The following theorem was experimentally discovered by me in 1991 or 1992 using dynamic geometry. A proof by Jordan Tabov from Bulgaria was given in the 1st draft edition in 1994 of my book Some Adventures in Euclidean Geometry (free to download). More background details are given further down.
Perpendicular Bisectors of Tangential Quadrilateral Theorem
The perpendicular bisectors of the sides of a quadrilateral circumscribed around a circle (a tangential quad) form another quadrilateral circumscribed around a circle (another tangential quad).
Alternatively, but equivalently formulated, the circumcentres of triangles ABC, BCD, CDA and DAB of a quadrilateral ABCD circumscribed around a circle form another quadrilateral circumscribed around a circle.
Note: The dynamic sketch below also illustrates Pitot's theorem, and the necessary and sufficient condition for a quadrilateral to have an incircle, namely, that the two sums of its opposite sides are equal.
Perpendicular Bisectors (or Circumcentres) of Circumscribed Quadrilateral Theorem
Exploring Different Cases
As shown in a systematic analysis in a paper by Humenberger (2023), there are actually 6 different types of quadrilaterals formed when 4 tangent lines are drawn to a circle. The convex tangential quadrilateral ABCD shown with an incircle in the sketch above is obviously one example we can get from 4 lines tangential to a circle, but we can also obtain a concave tangential quadrilateral (with an incircle), or a convex, a concave or a crossed (two types) extangential quadrilateral (with an excircle) - 6 different types in total.
So it raises the natural question: do the perpendicular bisectors of the sides of the other 5 types of cases also produce another tangential quadrilateral (with an incircle) or an extangential quadrilateral (with an excircle)?
Further investigation confirms that it indeed does so in each case.
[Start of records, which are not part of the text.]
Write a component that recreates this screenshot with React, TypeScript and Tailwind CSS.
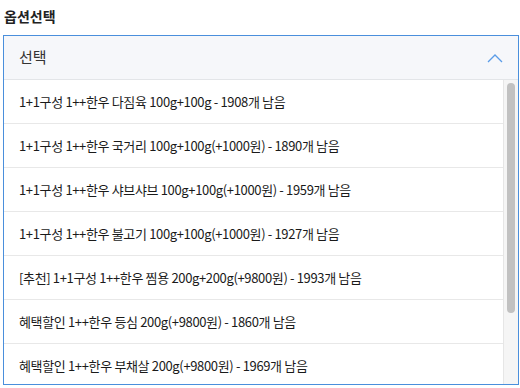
import React from "react";

const items = [
  "1+1구성 1++한우 다짐육 100g+100g - 1908개 남음",
  "1+1구성 1++한우 국거리 100g+100g(+1000원) - 1890개 남음",
  "1+1구성 1++한우 샤브샤브 100g+100g(+1000원) - 1959개 남음",
  "1+1구성 1++한우 불고기 100g+100g(+1000원) - 1927개 남음",
  "[추천] 1+1구성 1++한우 찜용 200g+200g(+9800원) - 1993개 남음",
  "혜택할인 1++한우 등심 200g(+9800원) - 1860개 남음",
  "혜택할인 1++한우 부채살 200g(+9800원) - 1969개 남음",
];

export default function App() {
  return (
    <div
      className="w-[520px] h-[388px] bg-white overflow-hidden relative text-[#222]"
      style={{ fontFamily: '"Noto Sans CJK KR", "Noto Sans", sans-serif' }}
    >
      <div className="h-[35px] pl-[4px] pt-[6px] text-[14px] font-bold leading-[20px] text-[#222]">
        옵션선택
      </div>
      <div className="ml-[3px] w-[516px] h-[350px] border border-[#4a8fdc] flex flex-col overflow-hidden">
        <div className="h-[44px] shrink-0 bg-[#f6f7fa] border-b border-[#e3e5e8] flex items-center justify-between pl-[15px] pr-[15px]">
          <span className="text-[15px] text-[#333]">선택</span>
          <svg width="16" height="10" viewBox="0 0 16 10" fill="none">
            <path d="M1 9 L8 2 L15 9" stroke="#5a9ce8" strokeWidth="1.3" />
          </svg>
        </div>
        <div className="flex flex-1 min-h-0">
          <div className="flex-1 flex flex-col">
            {items.map((t) => (
              <div
                key={t}
                className="h-[44px] shrink-0 border-b border-[#e8e8e8] flex items-center pl-[15px] text-[13px] tracking-[-0.35px] text-[#1a1a1a] whitespace-nowrap"
              >
                {t}
              </div>
            ))}
          </div>
          <div className="w-[15px] shrink-0 bg-[#f5f5f5] border-l border-[#e6e6e6] pt-[3px] pl-[3px]">
            <div className="w-[8px] h-[230px] rounded-full bg-[#c1c1c1]" />
          </div>
        </div>
      </div>
    </div>
  );
}
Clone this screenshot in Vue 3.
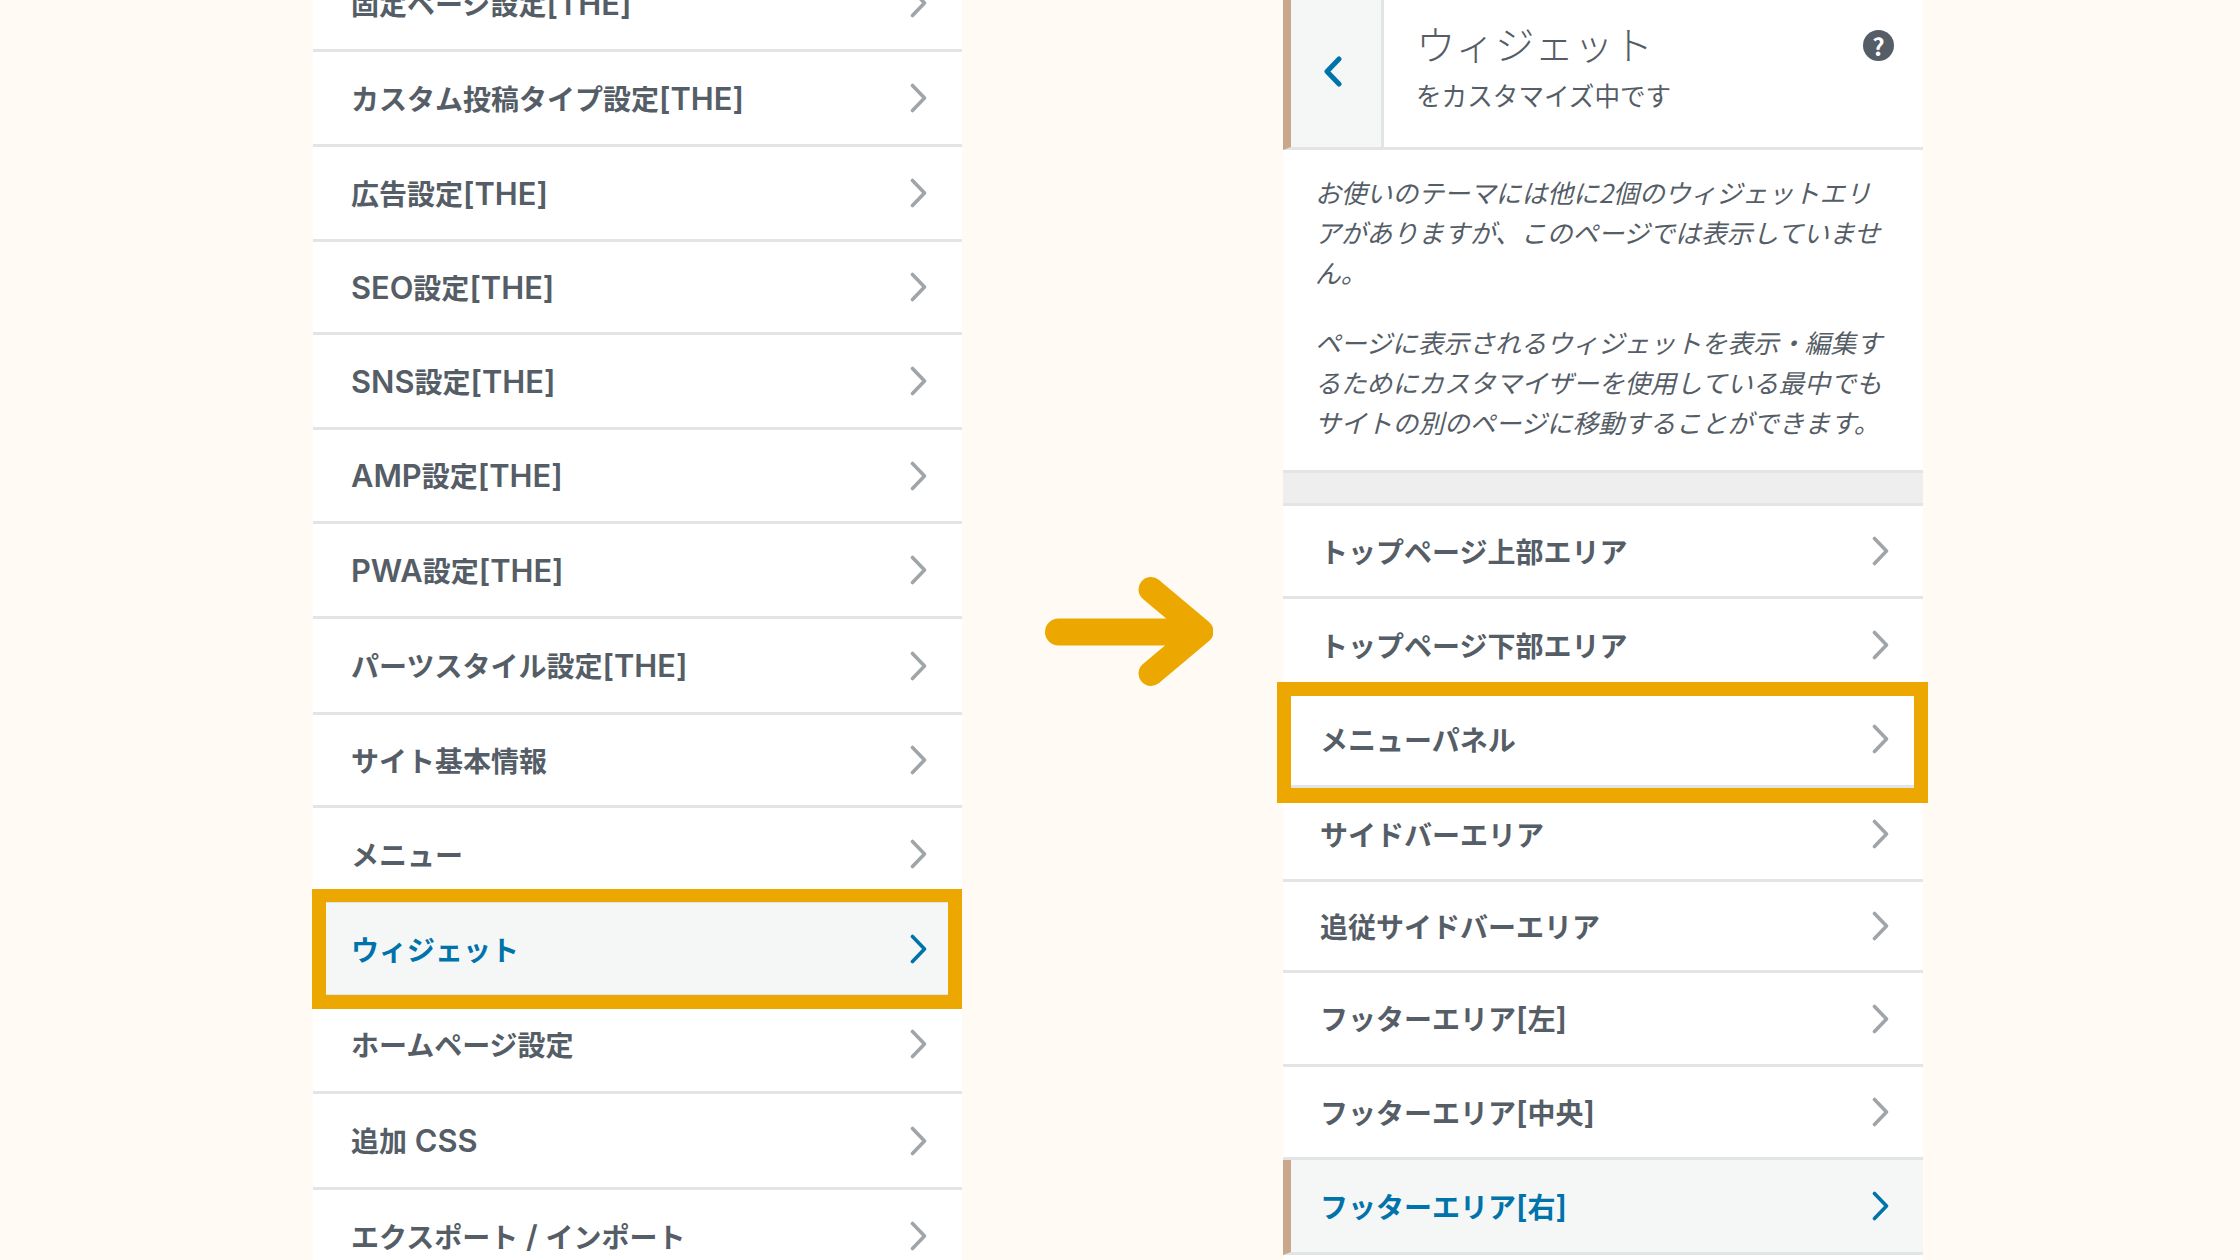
<script setup>
const leftRows = [
  { label: '固定ページ設定[THE]', h: 95 },
  { label: 'カスタム投稿タイプ設定[THE]', h: 95 },
  { label: '広告設定[THE]', h: 95 },
  { label: 'SEO設定[THE]', h: 93 },
  { label: 'SNS設定[THE]', h: 95 },
  { label: 'AMP設定[THE]', h: 94 },
  { label: 'PWA設定[THE]', h: 95 },
  { label: 'パーツスタイル設定[THE]', h: 96 },
  { label: 'サイト基本情報', h: 93 },
  { label: 'メニュー', h: 95 },
  { label: 'ウィジェット', h: 94, active: true, marked: true },
  { label: 'ホームページ設定', h: 97 },
  { label: '追加 CSS', h: 96 },
  { label: 'エクスポート / インポート', h: 95 },
]
const rightRows = [
  { label: 'トップページ上部エリア', h: 93 },
  { label: 'トップページ下部エリア', h: 94 },
  { label: 'メニューパネル', h: 95, marked: true },
  { label: 'サイドバーエリア', h: 94 },
  { label: '追従サイドバーエリア', h: 91 },
  { label: 'フッターエリア[左]', h: 94 },
  { label: 'フッターエリア[中央]', h: 93 },
  { label: 'フッターエリア[右]', h: 95, active: true, bar: true },
]
const parts = (label) =>
  label
    .split(/([A-Za-z[\]/ ]+)/)
    .filter(Boolean)
    .map((text) => ({ text, latin: /^[A-Za-z[\]/ ]+$/.test(text) }))
</script>

<template>
  <div class="page">
    <section class="panel panel-left">
      <div
        v-for="row in leftRows"
        :key="row.label"
        class="row row-left"
        :class="{ active: row.active }"
        :style="{ height: row.h + 'px' }"
      >
        <span class="label"><span v-for="(p, i) in parts(row.label)" :key="i" :class="{ latin: p.latin }">{{ p.text }}</span></span>
        <svg class="chev" viewBox="0 0 17 30" width="17" height="30">
          <polyline points="2.5,2.5 14.5,15 2.5,27.5" fill="none" stroke="currentColor" stroke-width="3.6" stroke-linecap="round" stroke-linejoin="round" />
        </svg>
        <i v-if="row.marked" class="mark mark-left"></i>
      </div>
    </section>

    <svg class="arrow" viewBox="0 0 168 111" width="168" height="111">
      <line x1="13.5" y1="56" x2="150" y2="56" stroke="#eca800" stroke-width="27" stroke-linecap="round" />
      <polyline points="106,13.5 156,55.5 106,97.5" fill="none" stroke="#eca800" stroke-width="25" stroke-linecap="round" stroke-linejoin="round" />
    </svg>

    <section class="panel panel-right">
      <header class="head">
        <div class="back">
          <svg viewBox="0 0 19 31" width="19" height="31">
            <polyline points="16,3 4,15.5 16,28" fill="none" stroke="#0073aa" stroke-width="5" stroke-linecap="round" stroke-linejoin="round" />
          </svg>
        </div>
        <div class="titles">
          <div class="title">ウィジェット</div>
          <div class="sub">をカスタマイズ中です</div>
        </div>
        <span class="help">?</span>
      </header>
      <div class="desc">
        <p>お使いのテーマには他に2個のウィジェットエリ<br>アがありますが、このページでは表示していませ<br>ん。</p>
        <p>ページに表示されるウィジェットを表示・編集す<br>るためにカスタマイザーを使用している最中でも<br>サイトの別のページに移動することができます。</p>
      </div>
      <div class="band"></div>
      <div
        v-for="row in rightRows"
        :key="row.label"
        class="row row-right"
        :class="{ active: row.active, bar: row.bar }"
        :style="{ height: row.h + 'px' }"
      >
        <span class="label"><span v-for="(p, i) in parts(row.label)" :key="i" :class="{ latin: p.latin }">{{ p.text }}</span></span>
        <svg class="chev" viewBox="0 0 17 30" width="17" height="30">
          <polyline points="2.5,2.5 14.5,15 2.5,27.5" fill="none" stroke="currentColor" stroke-width="3.6" stroke-linecap="round" stroke-linejoin="round" />
        </svg>
        <i v-if="row.marked" class="mark mark-right"></i>
      </div>
    </section>
  </div>
</template>

<style scoped>
.page {
  width: 2240px;
  height: 1260px;
  overflow: hidden;
  display: flex;
  align-items: flex-start;
  background: #fffaf4;
  font-family: "Noto Sans CJK JP", "Noto Sans", sans-serif;
  color: #555d66;
}
.panel {
  background: #fff;
  height: 1400px;
  flex: none;
}
.panel-left {
  width: 649px;
  margin-left: 313px;
  margin-top: -43px;
}
.panel-right {
  width: 640px;
}
.arrow {
  flex: none;
  margin: 576px 70px 0 83px;
}
.row {
  position: relative;
  box-sizing: border-box;
  display: flex;
  align-items: center;
  justify-content: space-between;
  border-bottom: 3px solid #e3e4e6;
  font-size: 28px;
  font-weight: 600;
  white-space: nowrap;
}
.label {
  line-height: 40px;
}
.latin {
  font-family: Inter, "Liberation Sans", sans-serif;
  font-size: 30.8px;
  font-weight: 600;
}
.row-left {
  padding: 0 35px 0 38px;
}
.row-right {
  padding: 0 34px 0 37px;
}
.row.active {
  background: #f5f7f7;
  color: #0073aa;
}
.row.bar {
  border-left: 8px solid #c9a78b;
  padding-left: 29px;
}
.chev {
  flex: none;
  color: #a0a5aa;
}
.active .chev {
  color: #0073aa;
}
.mark {
  position: absolute;
  box-sizing: border-box;
  border-style: solid;
  border-color: #eca800;
  pointer-events: none;
}
.mark-left {
  left: -1px;
  right: 0;
  top: -14px;
  bottom: -15px;
  border-width: 13px 14px 14px 14px;
}
.mark-right {
  left: -6px;
  right: -5px;
  top: -11px;
  bottom: -18px;
  border-width: 14px 14px 15px 14px;
}
.head {
  box-sizing: border-box;
  height: 150px;
  display: flex;
  align-items: flex-start;
  border-left: 8px solid #c9a78b;
  border-bottom: 3px solid #e3e4e6;
}
.back {
  box-sizing: border-box;
  width: 93px;
  height: 147px;
  padding: 0 8px 5px 0;
  display: flex;
  align-items: center;
  justify-content: center;
  background: #f5f7f7;
  border-right: 3px solid #e3e4e6;
}
.titles {
  padding: 19px 0 0 32px;
}
.title {
  font-size: 39.5px;
  line-height: 48px;
  font-weight: 300;
}
.sub {
  margin-top: 10px;
  font-size: 25.6px;
  line-height: 36px;
}
.help {
  margin: 30px 29px 0 auto;
  width: 31px;
  height: 31px;
  border-radius: 50%;
  background: #555d66;
  color: #fff;
  font-size: 24px;
  font-weight: 700;
  line-height: 31px;
  text-align: center;
}
.desc {
  box-sizing: border-box;
  height: 320px;
  padding: 22px 0 0 32px;
  font-size: 25.8px;
  line-height: 40px;
  font-style: italic;
  white-space: nowrap;
}
.desc p {
  margin: 0;
}
.desc p + p {
  margin-top: 30px;
}
.band {
  box-sizing: border-box;
  height: 36px;
  background: #eee;
  border-top: 3px solid #e3e4e6;
  border-bottom: 3px solid #e3e4e6;
}
</style>
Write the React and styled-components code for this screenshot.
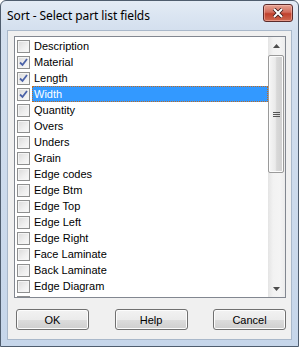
import styled, { createGlobalStyle } from "styled-components";

const Global = createGlobalStyle`
  html, body { margin: 0; padding: 0; background: #ffffff; }
  body { width: 299px; height: 347px; overflow: hidden; }
`;

// last row is scrolled out of view; only its checkbox top edge shows
const fields = [
  { name: "Description", checked: false },
  { name: "Material", checked: true },
  { name: "Length", checked: true },
  { name: "Width", checked: true, selected: true },
  { name: "Quantity" },
  { name: "Overs" },
  { name: "Unders" },
  { name: "Grain" },
  { name: "Edge codes" },
  { name: "Edge Btm" },
  { name: "Edge Top" },
  { name: "Edge Left" },
  { name: "Edge Right" },
  { name: "Face Laminate" },
  { name: "Back Laminate" },
  { name: "Edge Diagram" },
  { name: "" },
];

const Window = styled.div`
  width: 299px;
  height: 347px;
  box-sizing: border-box;
  border: 1px solid #4f5d6e;
  border-radius: 6px 6px 0 0;
  background: linear-gradient(#e3ebf5 0px, #d3dfee 30px, #c6d6ea 100%);
  display: flex;
  flex-direction: column;
  padding: 0 6px 6px 6px;
  font-family: "Liberation Sans", Arial, sans-serif;
`;

const TitleBar = styled.div`
  height: 29px;
  display: flex;
  align-items: center;
  justify-content: space-between;
`;

const Title = styled.span`
  font-family: "Noto Sans", "Open Sans", sans-serif;
  font-size: 12px;
  color: #000;
  letter-spacing: -0.1px;
`;

const CloseButton = styled.div`
  width: 30px;
  height: 18px;
  box-sizing: border-box;
  margin-top: -6px;
  margin-right: -1px;
  border: 1px solid #5b2b2b;
  border-radius: 3px;
  background: linear-gradient(#e6a393 0%, #d26c5c 45%, #c0402c 55%, #d06a52 100%);
  display: flex;
  align-items: center;
  justify-content: center;
  box-shadow: inset 0 0 0 1px rgba(255, 200, 190, 0.5);
`;

const Client = styled.div`
  flex: 1;
  background: #f0f0f0;
  border: 1px solid #a9b8ca;
  display: flex;
  flex-direction: column;
  padding: 5px 5px 0 6px;
`;

const ListBox = styled.div`
  width: 272px;
  height: 262px;
  box-sizing: border-box;
  border: 1px solid #828790;
  background: #fff;
  display: flex;
  overflow: hidden;
`;

const Items = styled.div`
  flex: 1;
  padding: 1px 0 0 2px;
  overflow: hidden;
`;

const Row = styled.div`
  height: 16px;
  display: flex;
  align-items: center;
  gap: 2px;
`;

const Box = styled.div`
  width: 13px;
  height: 13px;
  box-sizing: border-box;
  border: 1px solid #8e8f8f;
  background: linear-gradient(135deg, #d9d9d9 0%, #eeeeee 55%, #fafafa 100%);
  box-shadow: inset 0 0 0 1px #f4f4f4;
  display: flex;
  align-items: center;
  justify-content: center;
  flex: none;
`;

const Label = styled.div`
  flex: 1;
  height: 16px;
  box-sizing: border-box;
  line-height: 14px;
  padding-left: 1px;
  font-size: 11px;
  color: ${(p) => (p.$selected ? "#fff" : "#000")};
  background: ${(p) => (p.$selected ? "#3399ff" : "transparent")};
  border: 1px dotted ${(p) => (p.$selected ? "#c06a20" : "transparent")};
`;

const ScrollBar = styled.div`
  width: 17px;
  display: flex;
  flex-direction: column;
  background: linear-gradient(90deg, #e4e4e4, #f2f2f2 30%, #f4f4f4 70%, #ececec);
  flex: none;
`;

const Arrow = styled.div`
  height: 17px;
  display: flex;
  align-items: center;
  justify-content: center;
  flex: none;
`;

const Track = styled.div`
  flex: 1;
  display: flex;
  flex-direction: column;
`;

const Thumb = styled.div`
  margin-top: 1px;
  height: 118px;
  width: 16px;
  box-sizing: border-box;
  border: 1px solid #9a9a9a;
  border-radius: 2px;
  background: linear-gradient(90deg, #f6f6f6, #eaeaea 45%, #d8d8d8 55%, #cfcfcf);
  box-shadow: inset 0 0 0 1px #fbfbfb;
  display: flex;
  align-items: center;
  justify-content: center;
`;

const Buttons = styled.div`
  margin-top: 11px;
  width: 270px;
  padding-left: 2px;
  display: flex;
  justify-content: space-between;
`;

const Button = styled.div`
  width: 73px;
  height: 21px;
  box-sizing: border-box;
  border: 1px solid #707070;
  border-radius: 3px;
  background: linear-gradient(#f2f2f2 0%, #ebebeb 50%, #dddddd 51%, #cfcfcf 100%);
  box-shadow: inset 0 0 0 1px #fcfcfc;
  display: flex;
  align-items: center;
  justify-content: center;
  font-size: 11px;
  color: #000;
`;

const Check = () => (
  <svg width="9" height="9" viewBox="0 0 9 9">
    <path d="M1 4.5 L3.5 7 L8 1" fill="none" stroke="#4b62a8" strokeWidth="1.8" />
  </svg>
);

const Grip = () => (
  <svg width="7" height="7" viewBox="0 0 7 7">
    <path d="M0 1.5H7M0 3.5H7M0 5.5H7" stroke="#555" strokeWidth="1" />
  </svg>
);

const Tri = ({ up }) => (
  <svg width="7" height="4" viewBox="0 0 7 4">
    <path d={up ? "M0 4 L3.5 0 L7 4Z" : "M0 0 L3.5 4 L7 0Z"} fill="#4d4d4d" />
  </svg>
);

export default function App() {
  return (
    <>
      <Global />
      <Window>
        <TitleBar>
          <Title>Sort - Select part list fields</Title>
          <CloseButton>
            <svg width="12" height="10" viewBox="0 0 12 10">
              <path d="M2 1 L10 9 M10 1 L2 9" stroke="#3a1a1a" strokeWidth="3.6" />
              <path d="M2 1 L10 9 M10 1 L2 9" stroke="#fff" strokeWidth="2" />
            </svg>
          </CloseButton>
        </TitleBar>
        <Client>
          <ListBox>
            <Items>
              {fields.map((f, i) => (
                <Row key={i}>
                  <Box>{f.checked && <Check />}</Box>
                  <Label $selected={f.selected}>{f.name}</Label>
                </Row>
              ))}
            </Items>
            <ScrollBar>
              <Arrow><Tri up /></Arrow>
              <Track>
                <Thumb><Grip /></Thumb>
              </Track>
              <Arrow><Tri /></Arrow>
            </ScrollBar>
          </ListBox>
          <Buttons>
            <Button>OK</Button>
            <Button>Help</Button>
            <Button>Cancel</Button>
          </Buttons>
        </Client>
      </Window>
    </>
  );
}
For the cases illustrated below, note that for a quadrilateral to be extangential, i.e. have an excircle, it is a necessary and sufficient condition that two (distinct) sums of adjacent sides are equal.
To dynamically explore each of the other 5 cases for ABCD, navigate to the relevant pages using the 'Link to' buttons as follows:
i) Click on the 'Link to ABCD crossed excircle1' button to navigate to the 1st case where ABCD is crossed with an excircle.
ii) Continue clicking the other green buttons to view the other 4 cases until you reach the last case where ABCD is again crossed with an excircle (but differently from the 1st case).
But there are also 3 different ways in which a quadrilateral EFGH can be formed by the four perpendicular bisectors of ABCD, and where the (extended) sides of EFGH are tangent to a circle. So in total there are 18 different cases.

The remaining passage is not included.